A corporate entity, Delhi Mumbai Industrial Corridor Development Corp, is to be formed to implement planning of the project, development of its various segments, coordinating with all investors and the two governments, monitoring of implementation, and raising funds.

Business apart, India and Japan are also seeking each other as strategic partners in making a combined pitch for a permanent seat at the United Nations Security Council and military and security cooperation in East Asia to check the influence of China. Beijing has been anxious about the "Quadrilateral Initiative" (Quad) involving India, the US, Japan and Australia.

India is looking to host its biggest multilateral exercise with navies of the four countries as well as Singapore in the Bay of Bengal next month. Twenty-five warships will include the nuclear-powered aircraft carrier USS Nimitz and the US nuclear submarine SSN Chicago. The US, Japan and India held similar exercises off the Japanese coast last year; this is the first time that the Australians will take part.

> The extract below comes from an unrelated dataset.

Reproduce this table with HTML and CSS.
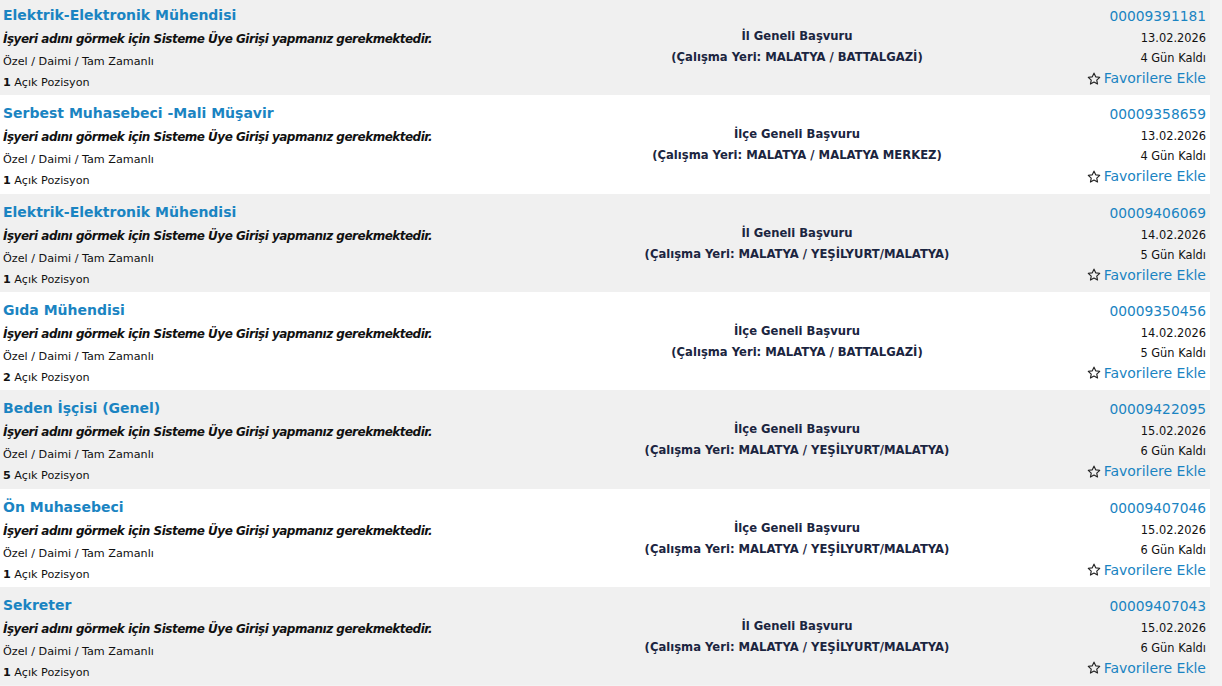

Chinese Foreign Minister Yang Jiechi has conveyed Beijing's concerns to Indian Foreign Minister Pranab Mukherjee over China not being kept in the loop about a forum that will relate to issues in East Asia.

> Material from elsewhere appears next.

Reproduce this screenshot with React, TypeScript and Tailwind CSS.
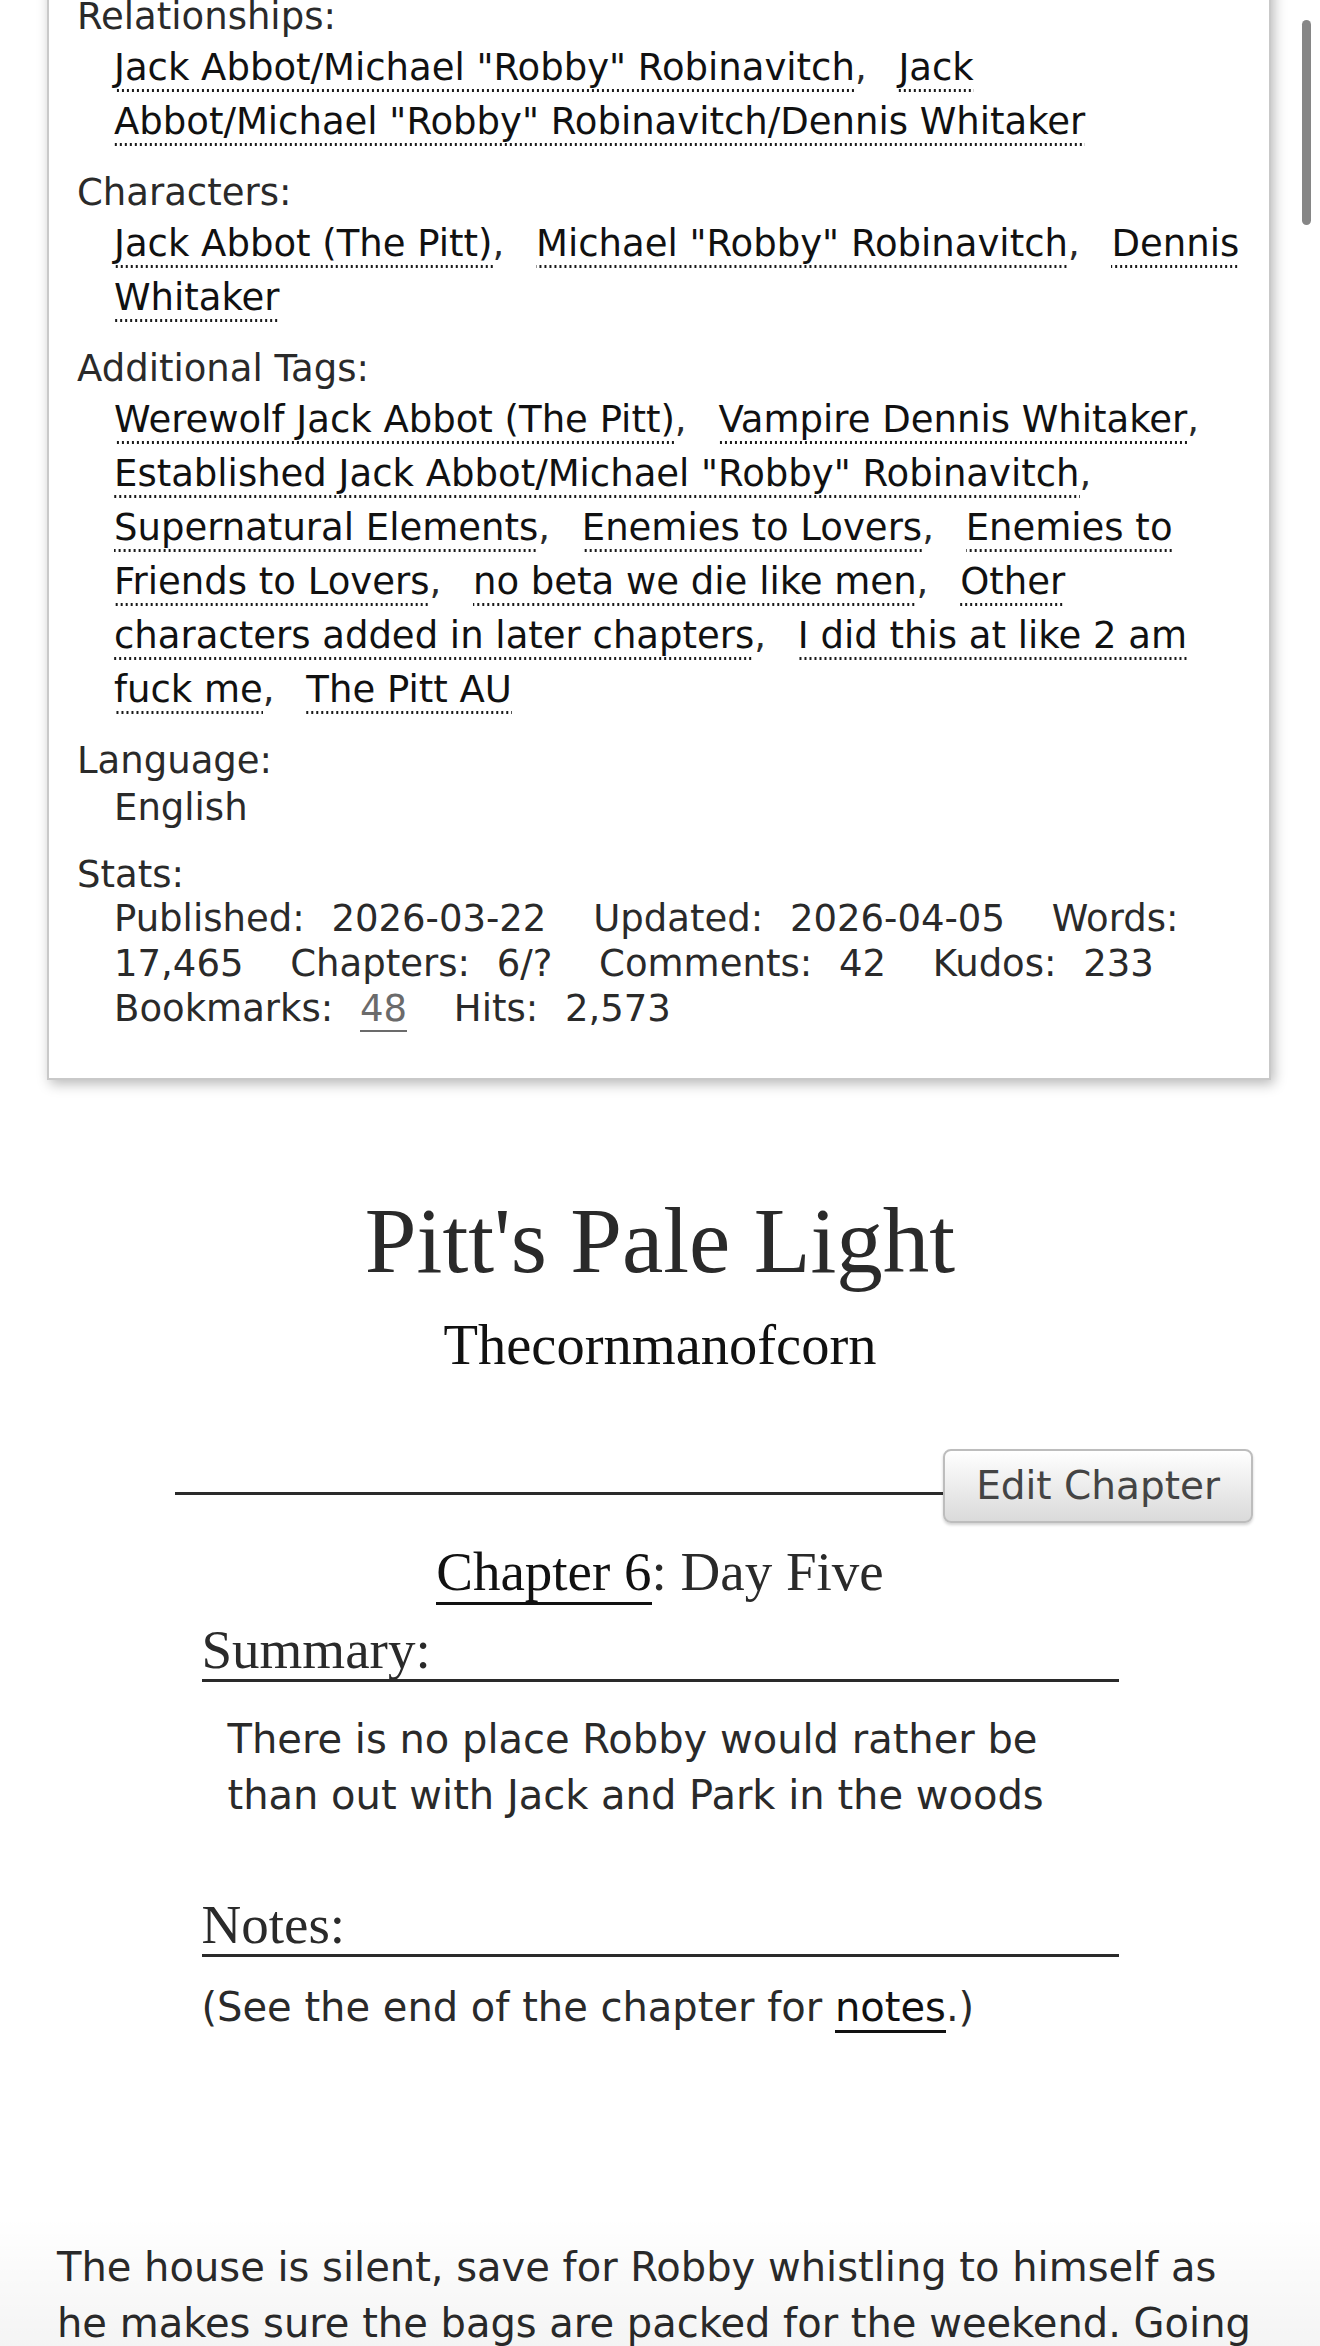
import type { ReactNode } from 'react';

const RELATIONSHIPS = [
  'Jack Abbot/Michael "Robby" Robinavitch',
  'Jack Abbot/Michael "Robby" Robinavitch/Dennis Whitaker',
];

const CHARACTERS = ['Jack Abbot (The Pitt)', 'Michael "Robby" Robinavitch', 'Dennis Whitaker'];

const TAGS = [
  'Werewolf Jack Abbot (The Pitt)',
  'Vampire Dennis Whitaker',
  'Established Jack Abbot/Michael "Robby" Robinavitch',
  'Supernatural Elements',
  'Enemies to Lovers',
  'Enemies to Friends to Lovers',
  'no beta we die like men',
  'Other characters added in later chapters',
  'I did this at like 2 am fuck me',
  'The Pitt AU',
];

const STATS: [string, ReactNode][] = [
  ['Published', '2026-03-22'],
  ['Updated', '2026-04-05'],
  ['Words', '17,465'],
  ['Chapters', '6/?'],
  ['Comments', '42'],
  ['Kudos', '233'],
  [
    'Bookmarks',
    <a href="#" className="border-b-2 border-[#6b6b6b] text-[#6b6b6b]">
      48
    </a>,
  ],
  ['Hits', '2,573'],
];

function Label({ children, first }: { children: ReactNode; first?: boolean }) {
  return <dt className={`leading-[49px] ${first ? '' : 'mt-[19px]'}`}>{children}</dt>;
}

// dotted underline drawn as a repeating strip under the link text
function TagList({ tags }: { tags: string[] }) {
  return (
    <dd className="ml-[37px] leading-[54px]">
      {tags.map((tag, i) => (
        <span key={tag}>
          <a
            href="#"
            className="bg-[linear-gradient(to_right,#1a1a1a_50%,transparent_50%)] bg-[length:5px_2.5px] bg-bottom bg-repeat-x pb-[2.5px] text-[#111]"
          >
            {tag}
          </a>
          {i < tags.length - 1 && <span className="mr-[20px]">,</span>}{' '}
        </span>
      ))}
    </dd>
  );
}

function WorkMeta() {
  return (
    <dl className="mt-[-36px] ml-[47px] mr-[49px] border-2 border-[#c9c9c9] bg-white pt-[26px] pb-[47px] pl-[28px] pr-[21px] text-[37px] shadow-[3px_4px_12px_rgba(0,0,0,0.28)]">
      <Label first>Relationships:</Label>
      <TagList tags={RELATIONSHIPS} />

      <Label>Characters:</Label>
      <TagList tags={CHARACTERS} />

      <Label>Additional Tags:</Label>
      <TagList tags={TAGS} />

      <Label>Language:</Label>
      <dd className="ml-[37px] leading-[46px]">English</dd>

      <Label>Stats:</Label>
      <dd className="mt-[-3px] ml-[37px] leading-[45px]">
        {STATS.map(([key, value], i) => (
          <span key={key}>
            <span className="mr-[15px]">{key}:</span>{' '}
            <span className={i < STATS.length - 1 ? 'mr-[35px]' : ''}>{value}</span>{' '}
          </span>
        ))}
      </dd>
    </dl>
  );
}

function SectionHeading({ children }: { children: ReactNode }) {
  return (
    <h3 className="border-b-[3px] border-[#2a2a2a] font-['Liberation_Serif',serif] text-[55px] leading-[58px]">
      {children}
    </h3>
  );
}

export default function App() {
  return (
    <div className="relative h-[2346px] overflow-hidden bg-white font-['DejaVu_Sans',sans-serif] text-[#2a2a2a]">
      <WorkMeta />

      {/* Preface */}
      <div className="mt-[106px] text-center font-['Liberation_Serif',serif]">
        <h2 className="text-[93px] leading-[110px]">Pitt's Pale Light</h2>
        <h3 className="mt-[16px] text-[56.5px] leading-[66px]">
          <a href="#" className="text-[#111]">
            Thecornmanofcorn
          </a>
        </h3>
      </div>

      {/* Chapter actions row */}
      <div className="mt-[71px] ml-[175px] mr-[67px] flex items-start">
        <div className="mt-[43px] h-[3px] flex-1 bg-[#2a2a2a]" />
        <button className="h-[74px] rounded-[8px] border-2 border-[#bdbdbd] bg-[linear-gradient(to_bottom,#ffffff,#dadada)] px-[31px] text-[39px] leading-[70px] text-[#444] shadow-[0_2px_3px_rgba(0,0,0,0.18)]">
          Edit Chapter
        </button>
      </div>

      <h3 className="mt-[16px] text-center font-['Liberation_Serif',serif] text-[55px] leading-[66px]">
        <a href="#" className="border-b-[3px] border-[#111] text-[#111]">
          Chapter 6
        </a>
        : Day Five
      </h3>

      <div className="mx-auto mt-[16px] w-[917px] text-[40px]">
        <SectionHeading>Summary:</SectionHeading>
        <blockquote className="mx-[26px] mt-[29px] leading-[56px]">
          There is no place Robby would rather be than out with Jack and Park in the woods
        </blockquote>

        <div className="mt-[73px]">
          <SectionHeading>Notes:</SectionHeading>
        </div>
        <p className="mt-[22px] leading-[56px]">
          (See the end of the chapter for{' '}
          <a href="#" className="border-b-[3px] border-[#111] text-[#111]">
            notes
          </a>
          .)
        </p>
      </div>

      <div className="mt-[204px] pl-[57px] pr-[55px] text-[40px] leading-[56px]">
        <p>
          The house is silent, save for Robby whistling to himself as he makes sure the bags are packed
          for the weekend. Going out to the woods always puts him in a good mood.
        </p>
      </div>

      {/* Scroll indicator */}
      <div className="absolute right-[9px] top-[20px] h-[205px] w-[9px] rounded-full bg-[#868686]" />

      {/* Bottom toolbar fade */}
      <div className="pointer-events-none absolute bottom-0 left-0 right-0 h-[130px] bg-[linear-gradient(to_bottom,rgba(0,0,0,0),rgba(0,0,0,0.045))]" />
    </div>
  );
}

Though the four countries in the Quad have said disaster management remains the focus of the Japan-promoted exchange, China is anxious that such dialogue could broaden into a deeper military and security cooperation among the four "democracies".

New Delhi is also looking at Tokyo to back its civilian nuclear deal with the US in international forums such as the International Atomic Energy Agency and the Nuclear Suppliers Group, which need to endorse the pact. Japan's support could tilt the balance, since it is a major civilian atomic power and the only nation to have been attacked with nuclear weapons.

Tokyo is also considering the possibility of a nuclear-energy cooperation with India, with the business potential of setting up nuclear plants in India estimated at $100 billion. Accompanying Abe are top executives from Mitsubishi, Hitachi and Toshiba, deeply involved in the global nuclear-power business.